Sunday, January 26, 2003

superbowl sunday away

today was fairly uneventful....guess the superbowl is going on at home today. maybe there will be some commercials worth a laugh or two, maybe the game will have a play worth a laugh or two..i don't know. to be honest, i wouldn' t have even known that the superbowl was going on today if clint hadn't let me in on the secret. he's going to a superbowl party this evening. =) good times...

tonight i had a rather unfortunate run-in with my "germs" - my german friends...the only other people staying on from the last semester in sundsvall. 10 of us gathered downstairs to hang out for a little while, and celebrate the return of rebecca - who left for the weekend for her birthday. sometimes my times with them are so awkward. i could literally feel my skin crawling this evening....my "american-ness" was obviously throwing off the balance of the rooms collective atmosphere...ususally, because they are my friends, they will try to curb their tendencies to speak in german when i'm around, in order to include me. tonight, however, things were a little different. i could tell that my being there was making them uncomfortable...some days it's just like that more than others. it's understandable really....an entire room full of german speaking people, and i alone am the only uni-langual unit. ouch. let's just put it this way..you know it's bad when a joke is made..and you know it's something about your inability to 'understand' the language, but you don't know "exactly" what's been said...and everyone laughs, except for you. really, it just makes me feel like an ignorant bore. i'd rather be bored and alone for the evening than mocked in a different language - given the option to take an out..i took it. =)

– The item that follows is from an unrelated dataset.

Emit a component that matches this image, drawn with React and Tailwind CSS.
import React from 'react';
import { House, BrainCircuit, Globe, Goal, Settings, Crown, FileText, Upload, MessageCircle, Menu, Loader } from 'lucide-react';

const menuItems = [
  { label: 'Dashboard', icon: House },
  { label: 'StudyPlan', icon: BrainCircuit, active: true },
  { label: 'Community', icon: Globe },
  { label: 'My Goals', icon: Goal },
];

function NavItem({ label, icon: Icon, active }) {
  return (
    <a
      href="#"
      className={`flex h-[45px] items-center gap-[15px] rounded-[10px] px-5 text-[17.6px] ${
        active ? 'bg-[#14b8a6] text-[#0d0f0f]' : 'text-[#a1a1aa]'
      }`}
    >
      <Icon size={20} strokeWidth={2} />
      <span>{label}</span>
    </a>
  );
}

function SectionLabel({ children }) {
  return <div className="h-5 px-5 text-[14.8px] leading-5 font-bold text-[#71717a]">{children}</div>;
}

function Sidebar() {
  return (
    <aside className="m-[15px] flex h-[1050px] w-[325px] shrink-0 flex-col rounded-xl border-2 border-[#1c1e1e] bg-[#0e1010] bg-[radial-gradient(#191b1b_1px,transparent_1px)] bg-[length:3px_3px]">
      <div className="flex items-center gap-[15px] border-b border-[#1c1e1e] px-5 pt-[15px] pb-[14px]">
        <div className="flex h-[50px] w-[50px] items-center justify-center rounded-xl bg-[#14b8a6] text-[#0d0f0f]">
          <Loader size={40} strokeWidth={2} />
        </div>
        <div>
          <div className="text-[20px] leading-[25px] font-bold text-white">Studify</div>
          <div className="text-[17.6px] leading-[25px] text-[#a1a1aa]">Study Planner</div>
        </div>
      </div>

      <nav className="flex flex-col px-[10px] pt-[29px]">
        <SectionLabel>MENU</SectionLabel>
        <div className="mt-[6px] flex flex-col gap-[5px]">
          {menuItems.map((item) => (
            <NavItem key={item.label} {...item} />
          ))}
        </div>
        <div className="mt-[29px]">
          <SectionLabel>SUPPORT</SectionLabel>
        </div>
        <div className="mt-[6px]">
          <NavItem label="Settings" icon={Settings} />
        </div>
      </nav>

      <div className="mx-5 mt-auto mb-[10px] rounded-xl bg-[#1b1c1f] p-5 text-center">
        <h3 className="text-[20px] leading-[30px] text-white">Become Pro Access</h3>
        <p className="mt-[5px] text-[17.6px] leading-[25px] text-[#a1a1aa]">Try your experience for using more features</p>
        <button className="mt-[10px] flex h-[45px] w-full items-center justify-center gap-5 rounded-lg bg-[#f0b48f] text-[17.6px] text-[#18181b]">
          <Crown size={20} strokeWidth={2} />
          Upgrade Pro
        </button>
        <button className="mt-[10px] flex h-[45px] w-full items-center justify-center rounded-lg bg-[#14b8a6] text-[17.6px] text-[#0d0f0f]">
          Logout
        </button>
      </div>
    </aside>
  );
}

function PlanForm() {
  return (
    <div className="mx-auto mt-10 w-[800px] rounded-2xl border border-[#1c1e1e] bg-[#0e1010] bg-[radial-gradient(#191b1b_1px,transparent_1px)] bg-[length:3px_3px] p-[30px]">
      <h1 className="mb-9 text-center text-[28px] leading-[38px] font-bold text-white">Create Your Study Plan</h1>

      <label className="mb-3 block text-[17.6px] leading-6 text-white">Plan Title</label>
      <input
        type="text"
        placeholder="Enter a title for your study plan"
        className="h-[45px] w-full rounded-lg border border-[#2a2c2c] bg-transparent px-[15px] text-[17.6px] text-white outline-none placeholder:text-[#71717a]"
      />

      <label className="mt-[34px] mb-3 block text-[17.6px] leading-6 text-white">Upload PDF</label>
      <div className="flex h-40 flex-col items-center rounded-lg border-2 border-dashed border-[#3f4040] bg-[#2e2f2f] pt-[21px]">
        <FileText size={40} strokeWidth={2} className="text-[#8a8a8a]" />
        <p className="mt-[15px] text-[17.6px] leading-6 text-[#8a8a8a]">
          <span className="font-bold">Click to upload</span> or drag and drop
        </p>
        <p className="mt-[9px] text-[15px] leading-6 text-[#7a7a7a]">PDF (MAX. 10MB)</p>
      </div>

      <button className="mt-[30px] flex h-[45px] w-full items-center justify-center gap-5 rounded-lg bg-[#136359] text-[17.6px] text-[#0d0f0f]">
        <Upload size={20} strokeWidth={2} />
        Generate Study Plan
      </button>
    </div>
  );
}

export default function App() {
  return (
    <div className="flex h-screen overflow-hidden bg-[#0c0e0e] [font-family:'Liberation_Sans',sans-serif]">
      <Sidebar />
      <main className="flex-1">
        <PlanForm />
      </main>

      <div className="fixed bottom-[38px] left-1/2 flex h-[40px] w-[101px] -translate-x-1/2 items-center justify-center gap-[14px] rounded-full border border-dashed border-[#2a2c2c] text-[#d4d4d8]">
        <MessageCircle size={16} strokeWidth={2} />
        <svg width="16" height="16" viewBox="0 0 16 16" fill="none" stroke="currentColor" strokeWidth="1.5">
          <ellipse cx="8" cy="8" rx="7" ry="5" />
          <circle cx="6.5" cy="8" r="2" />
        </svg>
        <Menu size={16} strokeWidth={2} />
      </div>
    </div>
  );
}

this afternoon i discovered something scary hiding under my bed. a monster....no! it's worse!! there was a "european - fitted sheet" under the mattress pad on my bed..which, if you've never seen one..it's completely different from those we have in the US. they are complicated devices, usually made of terry-cloth..like a towel....and if they come from ikea..usually white...on the underside they have several strings which you have to tie together to keep it on the bed. well..when i moved in here i had no idea what it was, and assumed it was just a layer of protection for the mattress..i put the mattress pad on top of it, and covered it with my own fitted sheet (a normal one..ah the joys of elastic) and my regular sheet, and my bedspread.

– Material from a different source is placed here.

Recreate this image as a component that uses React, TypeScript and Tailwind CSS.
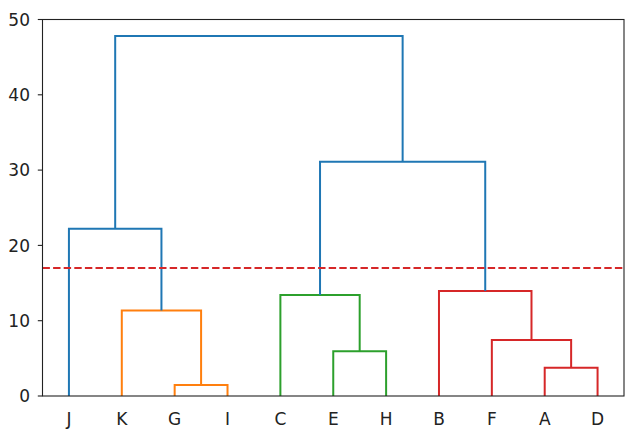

well, upon hearing jeffery, one of my friends from belgium, recount his cleaning frenzy when he moved in..and the horrible state of filth his bed was in..i decided to more closely inspect mine. "okay, the mattress pad looks fairly clean" i thought "i'm in the clear"..then i gently lifted a corner to reveal (EEK, GASP, AAAHHH) more human hair and bodily fluid( of who knows what kind) than one would care to see in a lifetime-- collected in the most strange fitted sheet that i've ever taken the pleasure to peel and scrape off of a bed. hehe..okay, you caught me, this is a slight exaggeration, but it's more fun for me that way.so..=) i promptly postponed my clothes "laundry time" and "knighted" the day....Bed Clothes laundry day!!

i stripped the entire thing...grabbed the mystery sheet with a plastic bag, and put it in it's proper place....THE GARBAGE!! vacuumed my mattress...and washed the mattress pad, and everything else on my bed which had previously been in any way connected to the bed. luckily the mattress pad had been between me, my sheets, and the "mess" the entire time...but still!!! anyway, tonight i'm going to sleep well, knowing my bed isn't keeping deep dark secrets from me. (it's just not right i tell you!) maybe you should see if your beds' have a deep, dark, (hairy) secret that they are hiding from you!! note:: this does not apply to you if you are the only owner your bed has ever known....you're probably safe..and if not...well, it's your own fault. buyer beware!

today i did laundry, wore my hair curly, hung out with a lot of germans, read hosea, ate fruit salad with my roommates, opened a can of peaches to find out that they were not "preserved" as they should have been....threw rotten peaches out over the balcony (to the horror of my roommates) - who appearnatly would never do such a thing in germany..they suggested i flush them down the toilet...but i think that they compliment the snow rather nicely. they look like the yolks of some very large eggs. maybe i'll sit outside tomorrow and take pictures of the passers-by trying to figure out exactly which enormous bird dropped these monstrosities on the ground below...which came first? the chicken or the egg?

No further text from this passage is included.